“Tell me again, please, Marcel—how this is even remotely a sound plan. Seriously—walk me through the logic, step by step—because I must’ve missed the part where you got kicked in the head by a zebra.” Shlomi’s voice, sharp as a lawyer’s letter and twice as judgmental, crackled through the line with the crisp authority of someone who had actually survived Africa—unlike me, who was about to treat it like a casual DIY project. I could practically hear his eyebrows folding into origami swans of disbelief.
I rolled my eyes.
“I’m on a mission, my friend,” I repeated—probably the same thing Napoleon muttered right before marching into Russia wearing flip-flops and carrying a baguette. I wasn’t done yet. Not by a long shot.
“I just came back from some coma-inducing scenic flight, and I decided—yes—I can do that as well. The becoming-a-pilot part, not the dreadful flying-over-potato-fields-in-Germany part, I mean.”
Silence. Only Shlomi’s breathing, which sounded suspiciously like he was trying to decide whether to call an ambulance—or an exorcist.
“Ok, Shlomi, listen!” I pressed on. “That weird guy in the newspaper? Practically begging for planes and pilots. And since I highly doubt the guys in the Mara—you know, the ones with that idiotic name that sounds like a rejected boy band—would hire me straight out of flight school with less than fifty hours on the clock... I decided to buy my own plane and bring it here!”
I declared it with the unfiltered enthusiasm of a toddler announcing he’s going to build a spaceship out of cardboard and parental neglect.
“They need pilots? Here I come!”
Shlomi, however, remained silent. For a long time.
Finally, he managed to share his wisdom—and unceremoniously declared:
“O.K.”
That was all. No lecture. No detailed dissection of my life choices. Just the hollow, exhausted tone of a man who had seen too many people strap themselves to rockets made of duct tape and blind optimism—and was simply too tired to stop me. Or more likely, he just filed the whole thing under “Spoiled Safari Traveler Plunging Headfirst into an Existential Midlife Crisis”—and moved on with his day.
“Well,” he said, right before hanging up and moving on to something far more intellectually rewarding—perhaps tending to his garden, flossing his teeth, or staring into the abyss while wondering where exactly he went wrong by ever answering my call—
“Let me know how it goes, Captain…”
Clearly, he wasn’t taking me seriously.
Clearly, I didn’t care.

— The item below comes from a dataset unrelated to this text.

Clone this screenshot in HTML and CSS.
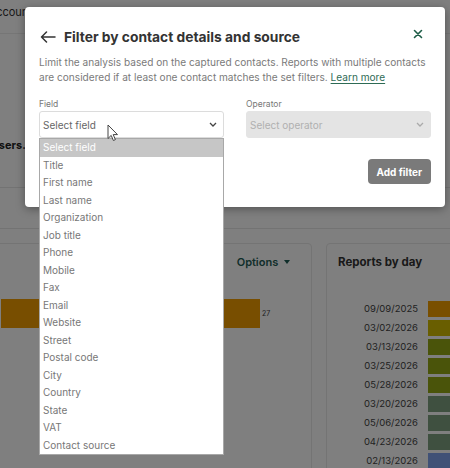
FILE: index.html
```html
<!DOCTYPE html>
<html>
<head>
<meta charset="utf-8">
<link rel="stylesheet" href="styles.css">
</head>
<body>
<div class="page">
  <div class="topbar"><span class="crumb">account</span></div>
  <div class="subheader"><span class="users">users.</span></div>
  <div class="tabs"></div>
  <div class="content">
    <div class="card card-left">
      <div class="card-head"><span class="options">Options <span class="caret"></span></span></div>
      <div class="hbar-row"><div class="hbar" style="width:259px"></div><span class="hbar-val">27</span></div>
    </div>
    <div class="card card-right">
      <div class="card-title">Reports by day</div>
      <div class="days">
        <div class="day"><span class="date">09/09/2025</span><span class="dbar c1"></span></div>
        <div class="day"><span class="date">03/02/2026</span><span class="dbar c2"></span></div>
        <div class="day"><span class="date">03/13/2026</span><span class="dbar c3"></span></div>
        <div class="day"><span class="date">03/25/2026</span><span class="dbar c3"></span></div>
        <div class="day"><span class="date">05/28/2026</span><span class="dbar c3"></span></div>
        <div class="day"><span class="date">03/20/2026</span><span class="dbar c4"></span></div>
        <div class="day"><span class="date">05/06/2026</span><span class="dbar c4"></span></div>
        <div class="day"><span class="date">04/23/2026</span><span class="dbar c4"></span></div>
        <div class="day"><span class="date">02/13/2026</span><span class="dbar c5"></span></div>
      </div>
    </div>
  </div>
</div>
<div class="overlay"></div>
<div class="modal">
  <div class="modal-head">
    <svg class="back" width="16" height="12" viewBox="0 0 16 12"><path d="M15 6H1.5M6.5 1L1.5 6l5 5" fill="none" stroke="#333" stroke-width="1.5" stroke-linecap="round" stroke-linejoin="round"/></svg>
    <h2 class="title">Filter by contact details and source</h2>
    <svg class="close" width="10" height="10" viewBox="0 0 10 10"><path d="M1.5 1.5l7 7M8.5 1.5l-7 7" stroke="#1d5c47" stroke-width="1.6" stroke-linecap="round"/></svg>
  </div>
  <p class="desc">Limit the analysis based on the captured contacts. Reports with multiple contacts are considered if at least one contact matches the set filters. <a class="link">Learn more</a></p>
  <div class="fields">
    <div class="fgroup">
      <label class="flabel">Field</label>
      <div class="select"><span>Select field</span><svg class="chev" width="8" height="5" viewBox="0 0 8 5"><path d="M1 1l3 3 3-3" fill="none" stroke="#444" stroke-width="1.3"/></svg></div>
    </div>
    <div class="fgroup">
      <label class="flabel">Operator</label>
      <div class="select disabled"><span>Select operator</span><svg class="chev" width="8" height="5" viewBox="0 0 8 5"><path d="M1 1l3 3 3-3" fill="none" stroke="#aaa" stroke-width="1.3"/></svg></div>
    </div>
  </div>
  <div class="actions"><button class="btn">Add filter</button></div>
</div>
<ul class="dropdown">
  <li class="sel">Select field</li>
  <li>Title</li>
  <li>First name</li>
  <li>Last name</li>
  <li>Organization</li>
  <li>Job title</li>
  <li>Phone</li>
  <li>Mobile</li>
  <li>Fax</li>
  <li>Email</li>
  <li>Website</li>
  <li>Street</li>
  <li>Postal code</li>
  <li>City</li>
  <li>Country</li>
  <li>State</li>
  <li>VAT</li>
  <li>Contact source</li>
</ul>
<svg class="cursor" width="12" height="18" viewBox="0 0 12 18"><path d="M1 1v13.5l3.2-3.1 2.2 5.1 2-0.9-2.2-5h4.3z" fill="#fff" stroke="#444" stroke-width="1" stroke-linejoin="round"/></svg>
</body>
</html>
```
FILE: styles.css
```css
html, body { margin: 0; padding: 0; }
body {
  width: 450px; height: 468px; overflow: hidden; position: relative;
  font-family: Inter, "Noto Sans", sans-serif; background: #fff; color: #333;
}
.page { width: 450px; }
.topbar { height: 33px; border-bottom: 1px solid #ececec; }
.crumb { display: block; margin-left: -10px; padding-top: 5px; font-size: 11px; color: #333; line-height: 14px; }
.subheader { height: 153px; border-bottom: 1px solid #e6e6e6; display: flex; align-items: flex-end; }
.users { margin-left: -8px; margin-bottom: 35px; font-size: 11px; font-weight: 700; color: #222; }
.tabs { height: 40px; border-bottom: 1px solid #e6e6e6; }
.content { display: flex; gap: 14px; padding-top: 14px; margin-left: -20px; }
.card { border: 1px solid #e8e8e8; border-radius: 4px; height: 260px; flex: none; }
.card-left { width: 330px; }
.card-right { width: 160px; padding-left: 11px; box-sizing: border-box; }
.card-head { display: flex; justify-content: flex-end; padding: 11px 21px 0 0; height: 24px; }
.options { font-size: 11px; font-weight: 600; color: #1f5c55; line-height: 14px; }
.caret { display: inline-block; width: 0; height: 0; border-left: 3.5px solid transparent; border-right: 3.5px solid transparent; border-top: 4px solid #1f5c55; vertical-align: middle; margin-left: 3px; margin-top: -2px; }
.hbar-row { display: flex; align-items: center; margin-top: 20px; }
.hbar { height: 29px; background: #f09c00; margin-left: 20px; }
.hbar-val { font-size: 7px; color: #444; margin-left: 2px; }
.card-title { font-size: 11.5px; font-weight: 700; color: #333; padding-top: 11px; line-height: 14px; }
.days { margin-top: 30px; }
.day { display: flex; align-items: center; height: 19px; }
.date { width: 80px; text-align: right; font-size: 9.5px; color: #444; }
.dbar { display: block; width: 40px; height: 16px; margin-left: 10px; }
.c1 { background: #f29e00; }
.c2 { background: #d2bc00; }
.c3 { background: #94a814; }
.c4 { background: #7ea080; }
.c5 { background: #80a2ec; }

.overlay { position: absolute; inset: 0; background: rgba(0,0,0,0.5); }

.modal {
  position: absolute; left: 25px; top: 7px; width: 420px; box-sizing: border-box;
  background: #fff; border-radius: 4px; padding: 20px 14px 23px 14px;
  box-shadow: 0 2px 10px rgba(0,0,0,0.35);
}
.modal-head { display: flex; align-items: center; height: 20px; padding-right: 8px; }
.back { margin-left: 1px; margin-right: 8px; }
.title { margin: 0; flex: 1; font-size: 13.8px; font-weight: 700; color: #333; letter-spacing: 0; }
.close { margin-top: -6px; }
.desc { margin: 8px 0 0 0; font-size: 10.1px; line-height: 15px; color: #7a7a7a; }
.link { color: #2e6b55; text-decoration: underline; text-underline-offset: 2px; }
.fields { display: flex; gap: 22px; margin-top: 13px; }
.fgroup { flex: 1; display: flex; flex-direction: column; }
.flabel { font-size: 8.5px; color: #777; line-height: 12px; margin-bottom: 1px; }
.select {
  height: 27px; box-sizing: border-box; border: 1px solid #dcdcdc; border-radius: 3px;
  display: flex; align-items: center; justify-content: space-between; padding: 0 6px 0 3px;
  font-size: 10px; color: #666;
}
.select.disabled { background: #e4e4e4; border-color: #e4e4e4; color: #b0b0b0; padding-left: 3px; }
.actions { display: flex; justify-content: flex-end; margin-top: 21px; }
.btn {
  height: 25px; padding: 0 9px; border: 0; border-radius: 4px; background: #7a7a7a;
  color: #fff; font-family: Inter, sans-serif; font-weight: 700; font-size: 10px;
}
.dropdown {
  position: absolute; left: 39px; top: 138px; width: 185px; box-sizing: border-box;
  margin: 0; padding: 0; list-style: none; background: #fff; border: 1px solid #a8a8a8;
}
.dropdown li { height: 17.5px; line-height: 17.5px; padding-left: 3px; font-size: 10px; color: #777; }
.dropdown li.sel { background: #c6c6c6; color: #fff; }
.cursor { position: absolute; left: 107px; top: 124px; }
```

I was on a roll, greased with equal parts delusion and bravado.
An opening excerpt from this chapter remains available here.
The full manuscript is currently reserved for submission and publication.
Marcel Romdane
Going on a honeymoon with a plane made of fabric, glue, and wishful thinking.
(And yes, I intend to bring her home without a body bag or a black box.)
“Dressed for the Moon, Aiming for the Stars, Crashing Somewhere in Between”
The jacket said pilot. The face said ‘unsupervised optimism.’
Here we see Marcel Romdane—delusional, determined, and dressed like he’s prepping for a moon landing—fueling the innocent little training aircraft that would soon become his one-way ticket to chaos.
This was no pose. This was me—truly believing I had what it took.
The pilot. The plan. The purpose.
Spoiler: I had the jacket.
Everything else was still... under negotiation.
Enriko, watching off-frame like a wildlife vet monitoring a rabid hyena, stood ready to jump in—should I misfuel, miscalculate, or combust from sheer enthusiasm.
But at this moment? I was unstoppable.
From Riches to Rags: An African Odyssey, Part VI – From Theory to Therapy: A Pilot’s Descent into Fabric-Bound Madness.
Behold “Plop”
— because nothing inspires confidence like the sound of something falling out of the sky. This flying shoebox became my personal chamber of aerial waterboarding: 60 hours of motion sickness, vertigo therapy, and Enriko’s encyclopaedic lectures that vaporised from my brain faster than my ATM PIN at a Nairobi fuel stop.
A Cessna so claustrophobic it made coffins look roomy and glove compartments feel luxurious — barely stable enough to prep me for the bureaucratic airstrikes and ballistic weather tantrums of African skies.
Of course, whatever aviation wisdom Enriko tried to transfer was promptly deleted the moment I found myself navigating with charts older than Mugabe’s reign and procedures that seemed drafted by Darwin in a hangover.
Welcome to FlensAir: where dreams go to nosedive, and pilots get Stockholm Syndrome.
There she stood—grinning like an idiot in high-vis paint.
The Super Cub.
A banana-coloured temptress with the aerodynamic charm of a WWII lawn dart and the seductive power of sirens with flaps.
I was doomed. Resistance was futile.
My brain said no, but my reckless, aviation-starved soul whispered,
Buy her. Fly her. Ruin everything.
And so began the great descent into fabric-bound madness, where common sense stalls harder than taildraggers in a crosswind.